Allnut gets wet sleeping under the open sky, and Rose finally lets him into the canopied part of the boat. After he falls asleep, she opens an umbrella to protect him from the rain. When she opens the umbrella, it is already wet, presumably from previous takes.
At one point, the Queen is drifting quickly along the river and Rose and Charlie are sitting together looking toward the rear of the boat. They are not watching for anything ahead that they could crash into.
At the end, Charlie and Rose are married by the captain of the Luisa. However, their marriage would not be legal. The captain of a ship has no particular power to perform weddings. The Navies of America, Britain, and various other countries specifically prohibit a commanding officer from performing marriage ceremonies.
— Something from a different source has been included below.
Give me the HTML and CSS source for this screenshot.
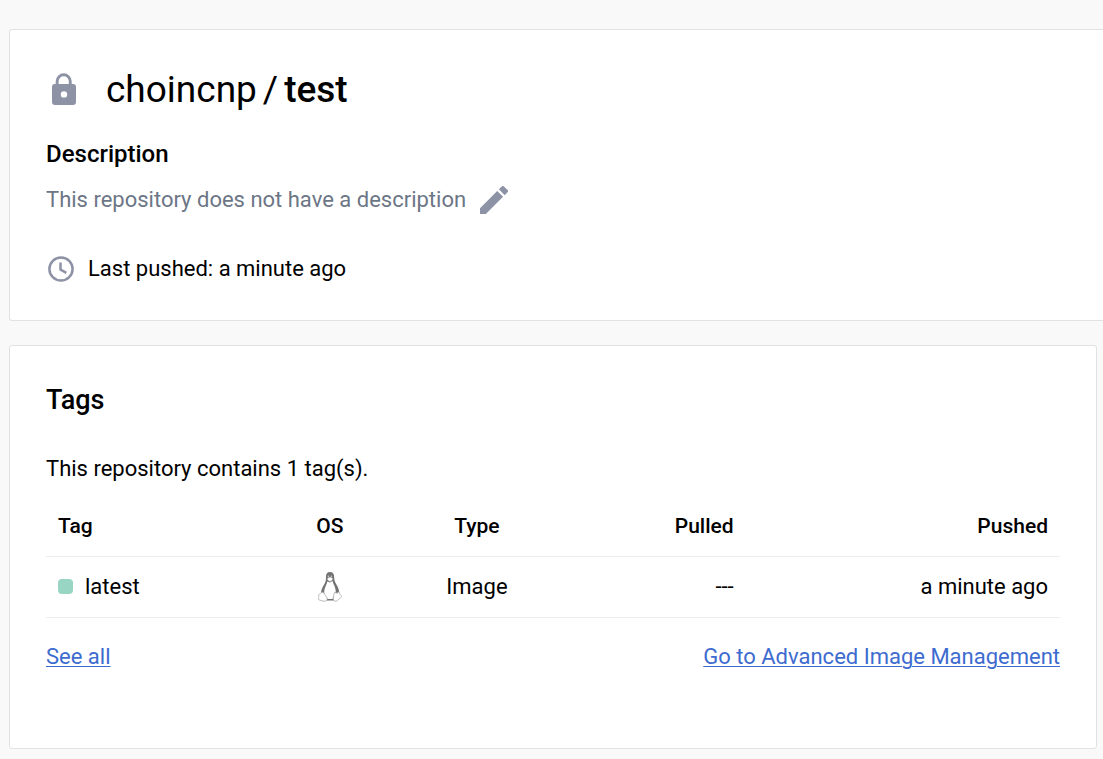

When the Germans arrive at the village, Rev. Sayer confronts a German soldier, who hits him in the face with a rifle butt. He falls to the ground, and the left side of his face near his mouth is swollen, bruised, and bloodied. The Germans then burn the village. A short time later, while the village is still smoldering, Rev. Sayer is working outside. Rose talks to him and brings him inside. His face is unblemished, with no swelling or bruising.
Several shots of the Luisa and the African Queen on the lake are poorly matted. When Charlie and Rosie are hiding in the brush as the Luisa passes nearby, the ship is clearly not moving forward, though it is under steam, and its size is also out of proportion to the setting. Later, in the shots of the Luisa approaching the capsized African Queen (seen in the foreground), the Queen is an obvious model and the water surrounding it blurs unconvincingly into the background shots of the actual lake with the Luisa on it.
Following the wedding aboard the Luisa, the crew began hanging Charlie and Rosie by pulling on the ropes without first tightening the nooses. As a result, the nooses began lifting off their heads when the African Queen's torpedoes exploded against the Luisa and ended the execution.